Tuesday, April 16, 2024

MAGNANIMITY: IGNORING INSULTS AND THOUGHTS OF REVENGE

GIVEN AT THE LITTLE SISTERS OF THE POOR HOME FOR THE AGED
2-19-2024

Be holy for I your God am holy!
Leviticus 19:1-2

Today, in both the first reading from the Book of Leviticus and the Gospel of Matthew (25:31-46), we are presented with powerful lists of what is required to be “holy” in imitation of God’s “holiness.”  Both readings center on eliminating those things in our lives that do not lift up, encourage and assist the suffering of this world. Holiness is presented, not in worshipping God, as much as it is as service to others, especially the poor – in loving God’s people as much as God loves them! This is how to “be holy as he is holy!”

One of the most useful insights I have ever stumbled across was one from the Nazi concentration camp survivor, Victor Frankl, in his book, Man’s Search for Meaning. He wrote these deeply meaningful and truly useful words: “Everything can be taken away from a man but one thing — the ability to choose one’s attitude in any given set of circumstances.”

We cannot always control what happens to us or around us, but we can choose how we want to respond. Things do not always work out. People divorce. Employees need to be fired. Children break our hearts. Friends let us down. Parents fail at parenting. In a world where revenge, vindictiveness, reciprocation, retribution and retaliation seem to be the most typical responses, we can train ourselves to respond differently.

Today, I would like to talk about the virtue of magnanimity, meaning to be generous in forgiving, eschewing resentment or revenge, and being unselfish and other-focused. The word comes from two Latin words: magna, meaning great, and animus, meaning soul or mind. Being magnanimous means being “big minded” or “great souled.” It has nothing to do with who is right or who is wrong. It simply means to freely choose to be “noble” regardless of who is right and who is wrong.

It is really about “making a good response” by choosing to be “big minded” or “great souled” regardless. Magnanimity is possible only for those who are not addicted to being right and who do not have a burning need to be faultless.

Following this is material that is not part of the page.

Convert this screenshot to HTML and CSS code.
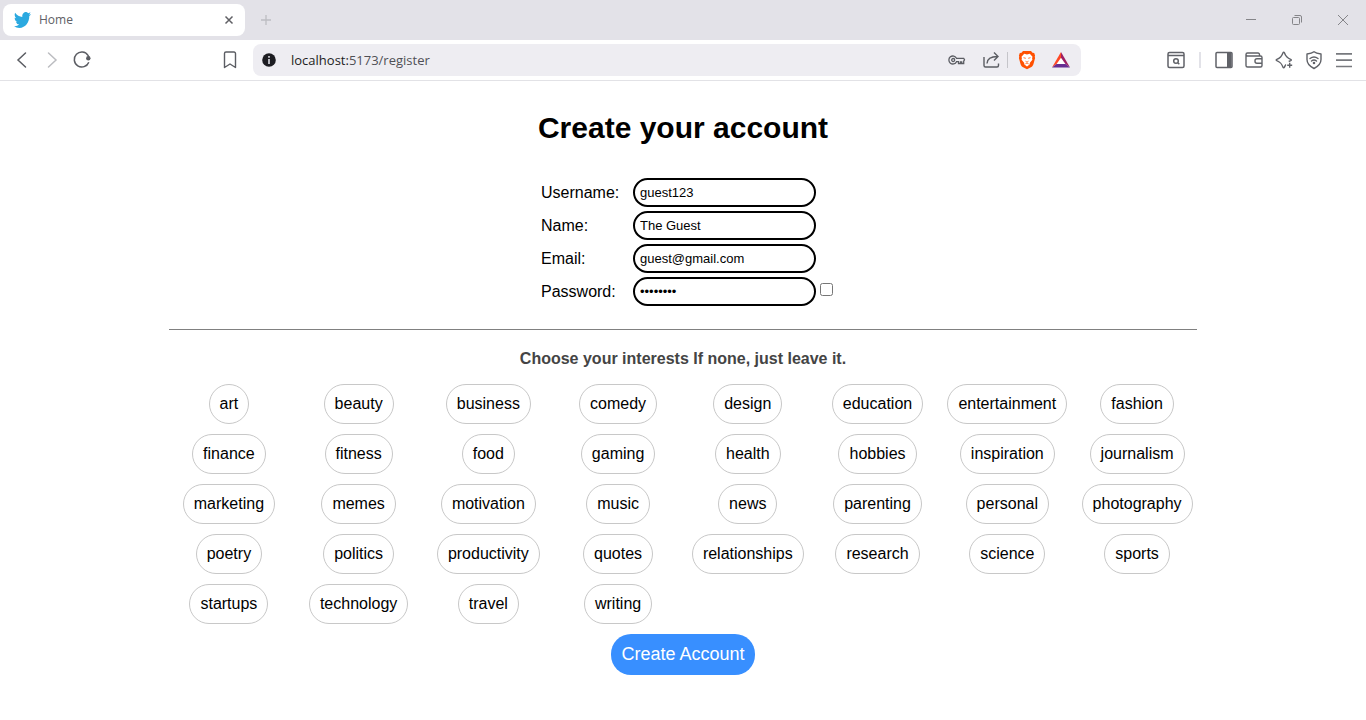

In life, we come face to face with unexpected circumstances, people who let us down and things that do not turn out the way we want them to be. Misunderstandings, human mistakes, bitter disappointments and shattered dreams are actually part of normal living. The more important thing to remember in those circumstances is that what happens is often not nearly as important as how we choose to react to what happens.

It takes magnanimity to go through a divorce without bitter vindictiveness and revenge. This is especially true when children are involved. In such cases, we might not be able to teach them about the permanence of marriage, but we can teach them about how to be civil, gracious and respectful with adversaries. It is as much of a gift to oneself as it is to the other, because it takes too much energy to carry a grudge.

It takes magnanimity to forgive an ungrateful or hurtful child, an angry Sister or a hostile resident and treat them well without being bitter, resentful, caustic and hostile. All the time and energy it takes to nurse wounds that we would as soon not heal is ultimately self-punishing anyway. It takes magnanimity to forgive someone and make the first move toward reconciliation without needing to exact an apology. That is noble indeed. Taking the high road of humility is not a bad road to take for a human relationship worth saving.